Former Windies quick Tino Best is adamant the islands that make up the West Indies need to breakaway and compete individually if they're to see a return to the glory days. Photo / Getty Images
Former Windies quick Tino Best is adamant the islands that make up the West Indies need to breakaway and compete individually if they're to see a return to the glory days. Photo / Getty Images

"Unless the West Indies disbands and we play as individual islands, I don't know how things can really change," wrote Best.

"I don't think the islands will ever go their separate ways but I can honestly say I'd love it to happen.

"Barbados versus Australia, imagine it now. I would love it so much if Barbados went alone and were left to make their way up the ICC rankings.

"If anyone should break away, we (Barbados) should. We'd always play as a unit too. We'd encourage each other, be there for each other, take care of each other.

"The same can't be said for the West Indies."

For a team constantly dealing with board troubles, pay disputes and player strikes, the belief that getting players from different islands to play under the West Indies banner is a barrier to success is not a new one.

Dwayne Bravo celebrates after his team's win over England in the final of the ICC World Twenty20. Photo / AP
Dwayne Bravo celebrates after his team's win over England in the final of the ICC World Twenty20. Photo / AP

What is interesting, though, is that a player has come out and stated unequivocally that is what's holding the team back. Normally it's commentators and officials trotting out that line, but to hear it first hand from someone who's experienced how debilitating that division can be really emphasises the seriousness of the problem.

However, Best thinks there's no chance of seeing that match he thinks world cricket desperately needs - Barbados vs Australia - anytime soon.

"Will it happen? No. I don't think so."

The ex-speedster - who played 25 Tests, 26 ODIs and six international T20s - has used his book to tell some revealing tales about just how difficult life can be for a West Indian cricketer, referencing his debut against Australia in Barbados back in 2003 when Shivnarine Chanderpaul dropped a catch off his bowling.

"I was there, in Barbados, just wishing for my Barbados teammates. And there, in that moment, was one of the huge difficulties in playing cricket for the West Indies," he wrote.

"You are all from different nations, with different cultures and from different backgrounds. If Suli (Barbados teammate Sulieman Benn) had dropped it, I'd have had guys there putting an arm round my shoulder. We were all Bajans; all in it together. They'd tell me I got the batsman to make one mistake and I could get him to make another.
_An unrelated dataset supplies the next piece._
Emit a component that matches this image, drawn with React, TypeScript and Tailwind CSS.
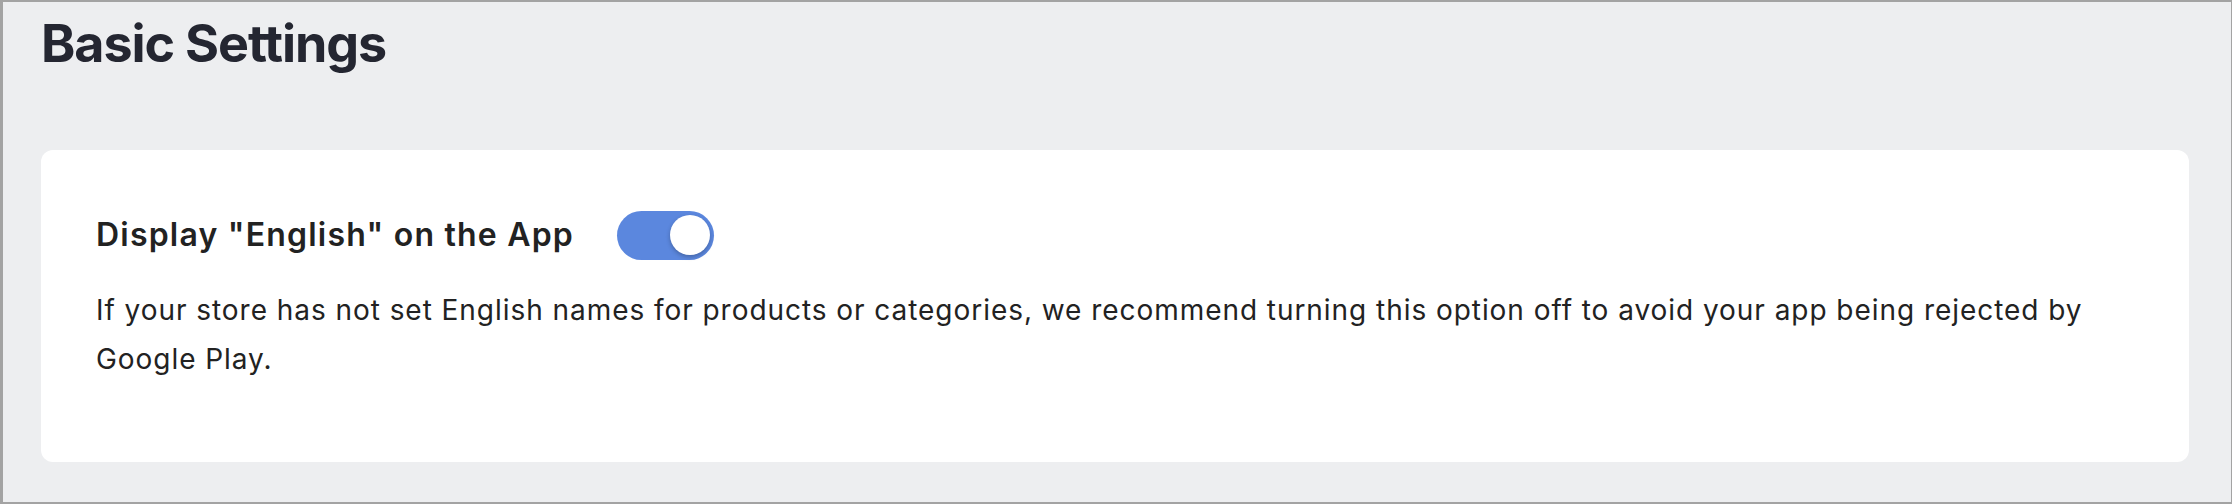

We'd all be together as one.

"Brian (Lara) was supportive ... But the others? Not really. It wasn't even lunch on day one of my Test career and I'd had my first insight into why playing for the West Indies is so hard.

"It was my first big international match and I felt lonely. I felt totally on my own out there. How can this be right?

"The Aussies were a good - no, great - side. That was one problem, but the lack of support from my teammates was a bigger one."

He went on to detail how the senior bowler at the time Merv Dillon didn't even speak a word to him the entire match, while he said the support he received playing county cricket for Yorkshire far outweighed anything he experienced playing for the Windies.

"They'd (Yorkshire teammates) give me so much support. I love that so much, but it's so different with the West Indies.

"I've run in for the West Indies during Test matches and no one is clapping; no one is encouraging you to give it your all. This is Test cricket, why would you not be doing this?

"Loneliness is a horrible feeling. No player should have to deal with that but it's been like that for so long."

For international cricket to be truly healthy - Test cricket in particular - it needs a strong West Indies side. They've produced too many incredible players - think Wes Hall, Viv Richards and Clive Lloyd to name just a few - and been responsible for too many of cricket's most memorable moments to just slide into oblivion.

Only time will tell if they can ever find a way back to a happier time.